Communities everywhere face a wide array of complex challenges that appear to yield only to some variety of this innovative and inclusive approach to community problem solving.
Community Circles are groups of 8-10 people who meet four or five times to discuss a community issue. They listen to one another and share experiences, concerns and insights on this issue, guided by a facilitator. Communities have organized as many as 400 people in these small groups, meeting concurrently on the same issue. In such a round of Circles, a community can illuminate public problems and find solutions. In so doing, people change, form new relationships and networks, create new working collaborations, redesign institutions or set up new ones, and change public policy. Over time, they improve and strengthen their community in this collaborative process.
In 1998, for example, New Directions designed and conducted a Community Circles process for the Summit Council of the Bay Shore-Brightwaters School District. It featured technical assistance on land use questions by professors and students from N.Y.I.T. School of Architecture. At the end of three sessions, area civic associations and the Summit Council had produced an agreed-upon approach to neighborhood development.
On October 20, 2003, with help from the Study Circle Resource Center and New Directions, a small group of South Country citizens and service providers have been piloting an example of this guided dialogue process on the subject of supporting families with children.
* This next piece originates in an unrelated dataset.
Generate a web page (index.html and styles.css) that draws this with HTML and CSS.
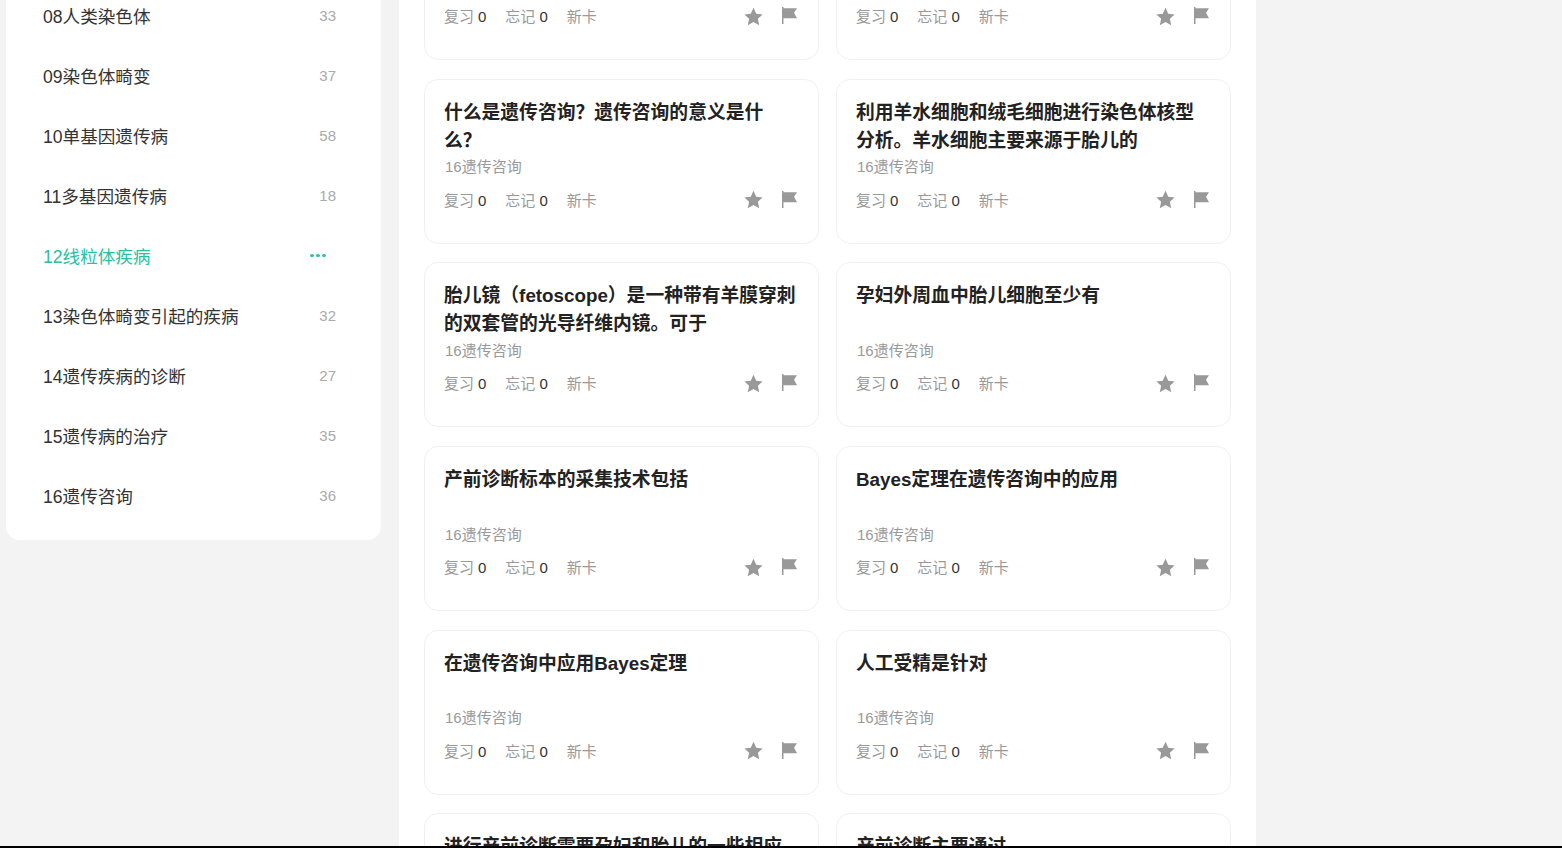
FILE: index.html
```html
<!DOCTYPE html>
<html lang="zh">
<head>
<meta charset="utf-8">
<title>遗传咨询</title>
<link rel="stylesheet" href="styles.css">
</head>
<body>
<div class="page">
  <aside class="sidebar">
    <ul class="chapters">
      <li class="chapter"><span>08人类染色体</span><span class="count">33</span></li>
      <li class="chapter"><span>09染色体畸变</span><span class="count">37</span></li>
      <li class="chapter"><span>10单基因遗传病</span><span class="count">58</span></li>
      <li class="chapter"><span>11多基因遗传病</span><span class="count">18</span></li>
      <li class="chapter active"><span>12线粒体疾病</span><span class="dots"><i></i><i></i><i></i></span></li>
      <li class="chapter"><span>13染色体畸变引起的疾病</span><span class="count">32</span></li>
      <li class="chapter"><span>14遗传疾病的诊断</span><span class="count">27</span></li>
      <li class="chapter"><span>15遗传病的治疗</span><span class="count">35</span></li>
      <li class="chapter"><span>16遗传咨询</span><span class="count">36</span></li>
    </ul>
  </aside>
  <main class="panel">
    <div class="grid">
      <article class="card"><h3></h3><p class="tag"></p><div class="row"><span class="k">复习</span><span class="v">0</span><span class="k gap">忘记</span><span class="v">0</span><span class="k gap">新卡</span><svg class="star" viewBox="0 0 20 20"><path d="M10 .8l2.9 6.2 6.7.8-5 4.6 1.4 6.7-6-3.4-6 3.4 1.4-6.7-5-4.6 6.7-.8z"/></svg><svg class="flag" viewBox="0 0 15 17"><path d="M0 0h1.5v17H0zM1.5 1.3H15l-3 4.5 3 5.5H1.5z"/></svg></div></article>
      <article class="card"><h3></h3><p class="tag"></p><div class="row"><span class="k">复习</span><span class="v">0</span><span class="k gap">忘记</span><span class="v">0</span><span class="k gap">新卡</span><svg class="star" viewBox="0 0 20 20"><path d="M10 .8l2.9 6.2 6.7.8-5 4.6 1.4 6.7-6-3.4-6 3.4 1.4-6.7-5-4.6 6.7-.8z"/></svg><svg class="flag" viewBox="0 0 15 17"><path d="M0 0h1.5v17H0zM1.5 1.3H15l-3 4.5 3 5.5H1.5z"/></svg></div></article>
      <article class="card"><h3>什么是遗传咨询？遗传咨询的意义是什么？</h3><p class="tag">16遗传咨询</p><div class="row"><span class="k">复习</span><span class="v">0</span><span class="k gap">忘记</span><span class="v">0</span><span class="k gap">新卡</span><svg class="star" viewBox="0 0 20 20"><path d="M10 .8l2.9 6.2 6.7.8-5 4.6 1.4 6.7-6-3.4-6 3.4 1.4-6.7-5-4.6 6.7-.8z"/></svg><svg class="flag" viewBox="0 0 15 17"><path d="M0 0h1.5v17H0zM1.5 1.3H15l-3 4.5 3 5.5H1.5z"/></svg></div></article>
      <article class="card"><h3>利用羊水细胞和绒毛细胞进行染色体核型分析。羊水细胞主要来源于胎儿的</h3><p class="tag">16遗传咨询</p><div class="row"><span class="k">复习</span><span class="v">0</span><span class="k gap">忘记</span><span class="v">0</span><span class="k gap">新卡</span><svg class="star" viewBox="0 0 20 20"><path d="M10 .8l2.9 6.2 6.7.8-5 4.6 1.4 6.7-6-3.4-6 3.4 1.4-6.7-5-4.6 6.7-.8z"/></svg><svg class="flag" viewBox="0 0 15 17"><path d="M0 0h1.5v17H0zM1.5 1.3H15l-3 4.5 3 5.5H1.5z"/></svg></div></article>
      <article class="card"><h3>胎儿镜（fetoscope）是一种带有羊膜穿刺的双套管的光导纤维内镜。可于</h3><p class="tag">16遗传咨询</p><div class="row"><span class="k">复习</span><span class="v">0</span><span class="k gap">忘记</span><span class="v">0</span><span class="k gap">新卡</span><svg class="star" viewBox="0 0 20 20"><path d="M10 .8l2.9 6.2 6.7.8-5 4.6 1.4 6.7-6-3.4-6 3.4 1.4-6.7-5-4.6 6.7-.8z"/></svg><svg class="flag" viewBox="0 0 15 17"><path d="M0 0h1.5v17H0zM1.5 1.3H15l-3 4.5 3 5.5H1.5z"/></svg></div></article>
      <article class="card"><h3>孕妇外周血中胎儿细胞至少有</h3><p class="tag">16遗传咨询</p><div class="row"><span class="k">复习</span><span class="v">0</span><span class="k gap">忘记</span><span class="v">0</span><span class="k gap">新卡</span><svg class="star" viewBox="0 0 20 20"><path d="M10 .8l2.9 6.2 6.7.8-5 4.6 1.4 6.7-6-3.4-6 3.4 1.4-6.7-5-4.6 6.7-.8z"/></svg><svg class="flag" viewBox="0 0 15 17"><path d="M0 0h1.5v17H0zM1.5 1.3H15l-3 4.5 3 5.5H1.5z"/></svg></div></article>
      <article class="card"><h3>产前诊断标本的采集技术包括</h3><p class="tag">16遗传咨询</p><div class="row"><span class="k">复习</span><span class="v">0</span><span class="k gap">忘记</span><span class="v">0</span><span class="k gap">新卡</span><svg class="star" viewBox="0 0 20 20"><path d="M10 .8l2.9 6.2 6.7.8-5 4.6 1.4 6.7-6-3.4-6 3.4 1.4-6.7-5-4.6 6.7-.8z"/></svg><svg class="flag" viewBox="0 0 15 17"><path d="M0 0h1.5v17H0zM1.5 1.3H15l-3 4.5 3 5.5H1.5z"/></svg></div></article>
      <article class="card"><h3>Bayes定理在遗传咨询中的应用</h3><p class="tag">16遗传咨询</p><div class="row"><span class="k">复习</span><span class="v">0</span><span class="k gap">忘记</span><span class="v">0</span><span class="k gap">新卡</span><svg class="star" viewBox="0 0 20 20"><path d="M10 .8l2.9 6.2 6.7.8-5 4.6 1.4 6.7-6-3.4-6 3.4 1.4-6.7-5-4.6 6.7-.8z"/></svg><svg class="flag" viewBox="0 0 15 17"><path d="M0 0h1.5v17H0zM1.5 1.3H15l-3 4.5 3 5.5H1.5z"/></svg></div></article>
      <article class="card"><h3>在遗传咨询中应用Bayes定理</h3><p class="tag">16遗传咨询</p><div class="row"><span class="k">复习</span><span class="v">0</span><span class="k gap">忘记</span><span class="v">0</span><span class="k gap">新卡</span><svg class="star" viewBox="0 0 20 20"><path d="M10 .8l2.9 6.2 6.7.8-5 4.6 1.4 6.7-6-3.4-6 3.4 1.4-6.7-5-4.6 6.7-.8z"/></svg><svg class="flag" viewBox="0 0 15 17"><path d="M0 0h1.5v17H0zM1.5 1.3H15l-3 4.5 3 5.5H1.5z"/></svg></div></article>
      <article class="card"><h3>人工受精是针对</h3><p class="tag">16遗传咨询</p><div class="row"><span class="k">复习</span><span class="v">0</span><span class="k gap">忘记</span><span class="v">0</span><span class="k gap">新卡</span><svg class="star" viewBox="0 0 20 20"><path d="M10 .8l2.9 6.2 6.7.8-5 4.6 1.4 6.7-6-3.4-6 3.4 1.4-6.7-5-4.6 6.7-.8z"/></svg><svg class="flag" viewBox="0 0 15 17"><path d="M0 0h1.5v17H0zM1.5 1.3H15l-3 4.5 3 5.5H1.5z"/></svg></div></article>
      <article class="card"><h3>进行产前诊断需要孕妇和胎儿的一些相应</h3></article>
      <article class="card"><h3>产前诊断主要通过</h3></article>
    </div>
  </main>
</div>
<div class="bottom-bar"></div>
</body>
</html>
```
FILE: styles.css
```css
* { box-sizing: border-box; }
html, body { height: 100%; margin: 0; overflow: hidden; }
body {
  background: #f3f3f3;
  font-family: "Liberation Sans", "Noto Sans CJK SC", sans-serif;
  color: #222;
}
.page {
  display: flex;
  align-items: flex-start;
  margin-top: -124px;
  padding-left: 6px;
}
.sidebar {
  flex: 0 0 375px;
  margin-right: 18px;
  background: #fff;
  border-radius: 0 0 14px 14px;
  padding-bottom: 15px;
}
.chapters { list-style: none; margin: 0; padding: 0 45px 0 37px; }
.chapter {
  display: flex;
  justify-content: space-between;
  align-items: center;
  height: 60px;
  font-size: 17.6px;
  color: #333;
}
.chapter:first-child { margin-top: 109px; }
.chapter.active { color: #26c1a0; }
.count { font-size: 15px; color: #aaa; }
.dots { display: flex; gap: 2px; margin-right: 10px; padding-top: 1px; }
.dots i { width: 4px; height: 3px; border-radius: 50%; background: #26c1a0; }
.panel {
  flex: 0 0 857px;
  background: #fff;
  padding: 19.05px 25px 0;
  height: 1000px;
}
.grid {
  display: grid;
  grid-template-columns: 395px 395px;
  column-gap: 17px;
  row-gap: 18.9px;
}
.card {
  height: 164.8px;
  border: 1px solid #f1f1f1;
  border-radius: 14px;
  padding: 19px 19px 0;
}
.card h3 {
  margin: 0;
  height: 56px;
  font-size: 18.8px;
  line-height: 27.8px;
  font-weight: 700;
  color: #222;
}
.tag { margin: 2.6px 0 0 1px; min-height: 20px; font-size: 15px; line-height: 20px; color: #999; }
.row {
  display: flex;
  align-items: center;
  margin-top: 13.4px;
  font-size: 15px;
  line-height: 20px;
}
.k { color: #999; }
.v { margin-left: 4px; color: #333; }
.gap { margin-left: 19px; }
.star { width: 19px; height: 19px; margin: -2px 0 0 auto; fill: #999; }
.flag { width: 15px; height: 17px; margin: -3px 2px 0 19px; fill: #999; }
.bottom-bar { position: fixed; left: 0; right: 0; bottom: 0; height: 2px; background: #000; }
```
It will conclude all four sessions of its pilot round before the end of 2003. In January and February, 2004, an effort to build a community-wide coalition of local institutional sponsors for this dialogue will be conducted. Following that, in March and April, 2004, the first of what we hope will be many twice yearly rounds of these Community Circles sessions will be conducted. We hope to attract over 200 participants in this dialogue and conduct a community-wide action forum on its conclusions. Subsequent Circles will explore a range of issues which interest local people.
(February, 2004) Community Circles Progress Report
On January 12, 2004, William Sells and Michael Dinowitz volunteered to be co-chairmen of the Community Circles Initiative Steering Committee. This committee hopes to organize and conduct a round of Community Circles discussions this spring, recruiting 15 groups of 10 people each from all corners of South Country to discuss the needs of this community.
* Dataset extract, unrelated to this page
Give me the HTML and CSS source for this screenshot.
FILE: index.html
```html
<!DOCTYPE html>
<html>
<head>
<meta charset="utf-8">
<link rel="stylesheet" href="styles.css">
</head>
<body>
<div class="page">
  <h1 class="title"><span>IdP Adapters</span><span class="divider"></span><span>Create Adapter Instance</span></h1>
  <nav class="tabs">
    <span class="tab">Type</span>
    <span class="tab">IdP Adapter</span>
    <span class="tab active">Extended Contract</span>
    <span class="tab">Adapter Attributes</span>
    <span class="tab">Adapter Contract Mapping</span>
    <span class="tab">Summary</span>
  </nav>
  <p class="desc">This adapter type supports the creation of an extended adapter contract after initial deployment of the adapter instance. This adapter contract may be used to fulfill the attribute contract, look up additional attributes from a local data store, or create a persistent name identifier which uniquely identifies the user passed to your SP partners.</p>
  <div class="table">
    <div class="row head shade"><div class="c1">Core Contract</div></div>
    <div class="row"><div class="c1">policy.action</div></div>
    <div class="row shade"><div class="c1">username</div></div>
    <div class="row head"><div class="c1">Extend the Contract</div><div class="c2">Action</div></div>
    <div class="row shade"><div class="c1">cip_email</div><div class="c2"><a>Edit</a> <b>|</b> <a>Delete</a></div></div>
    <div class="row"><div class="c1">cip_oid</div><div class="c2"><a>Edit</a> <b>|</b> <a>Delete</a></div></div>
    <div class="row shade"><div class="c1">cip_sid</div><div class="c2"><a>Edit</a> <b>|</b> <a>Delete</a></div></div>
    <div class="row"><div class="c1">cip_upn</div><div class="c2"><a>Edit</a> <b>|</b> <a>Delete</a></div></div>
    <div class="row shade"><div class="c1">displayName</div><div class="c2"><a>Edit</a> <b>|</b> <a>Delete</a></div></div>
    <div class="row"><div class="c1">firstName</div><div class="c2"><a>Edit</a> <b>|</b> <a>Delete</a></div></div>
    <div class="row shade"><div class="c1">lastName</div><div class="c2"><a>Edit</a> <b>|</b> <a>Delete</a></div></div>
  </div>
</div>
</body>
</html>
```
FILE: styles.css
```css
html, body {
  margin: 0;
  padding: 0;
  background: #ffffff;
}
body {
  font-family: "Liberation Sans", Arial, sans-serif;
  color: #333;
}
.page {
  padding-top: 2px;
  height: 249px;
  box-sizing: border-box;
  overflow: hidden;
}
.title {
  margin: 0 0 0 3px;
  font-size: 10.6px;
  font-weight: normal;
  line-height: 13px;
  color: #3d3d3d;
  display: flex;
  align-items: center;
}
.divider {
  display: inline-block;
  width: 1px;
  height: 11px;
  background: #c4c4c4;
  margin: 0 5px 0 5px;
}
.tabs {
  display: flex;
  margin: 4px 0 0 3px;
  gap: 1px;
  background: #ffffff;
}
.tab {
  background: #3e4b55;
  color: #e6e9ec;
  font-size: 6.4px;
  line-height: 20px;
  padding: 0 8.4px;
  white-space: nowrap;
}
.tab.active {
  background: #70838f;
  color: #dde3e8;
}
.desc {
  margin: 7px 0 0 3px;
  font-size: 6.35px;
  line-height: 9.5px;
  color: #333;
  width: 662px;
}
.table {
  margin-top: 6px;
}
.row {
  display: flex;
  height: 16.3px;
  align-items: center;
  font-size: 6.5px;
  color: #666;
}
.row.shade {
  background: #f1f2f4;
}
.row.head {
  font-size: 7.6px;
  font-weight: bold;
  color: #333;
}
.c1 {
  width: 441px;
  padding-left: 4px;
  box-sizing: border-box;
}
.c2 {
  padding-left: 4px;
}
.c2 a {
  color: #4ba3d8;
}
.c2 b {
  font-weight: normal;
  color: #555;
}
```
Community Circles has grown out of a Pilot Program conducted by ten South Country residents who met on five occasions, October 10th, November 3rd and 24th, and December 1st and 8th, to discuss the topic of Supporting Families with Children.
Using SCRC discussion guides and convened by New Directions facilitators, this group came to the following conclusions:
(1) South Country would greatly benefit if it organized an ongoing community dialogue among residents of its five or more neighborhoods.
(2) There is a need in the school district to provide, or arrange for, mentoring and teen pregnancy human services.
(3) There is also need for leadership training and parents' effectiveness training.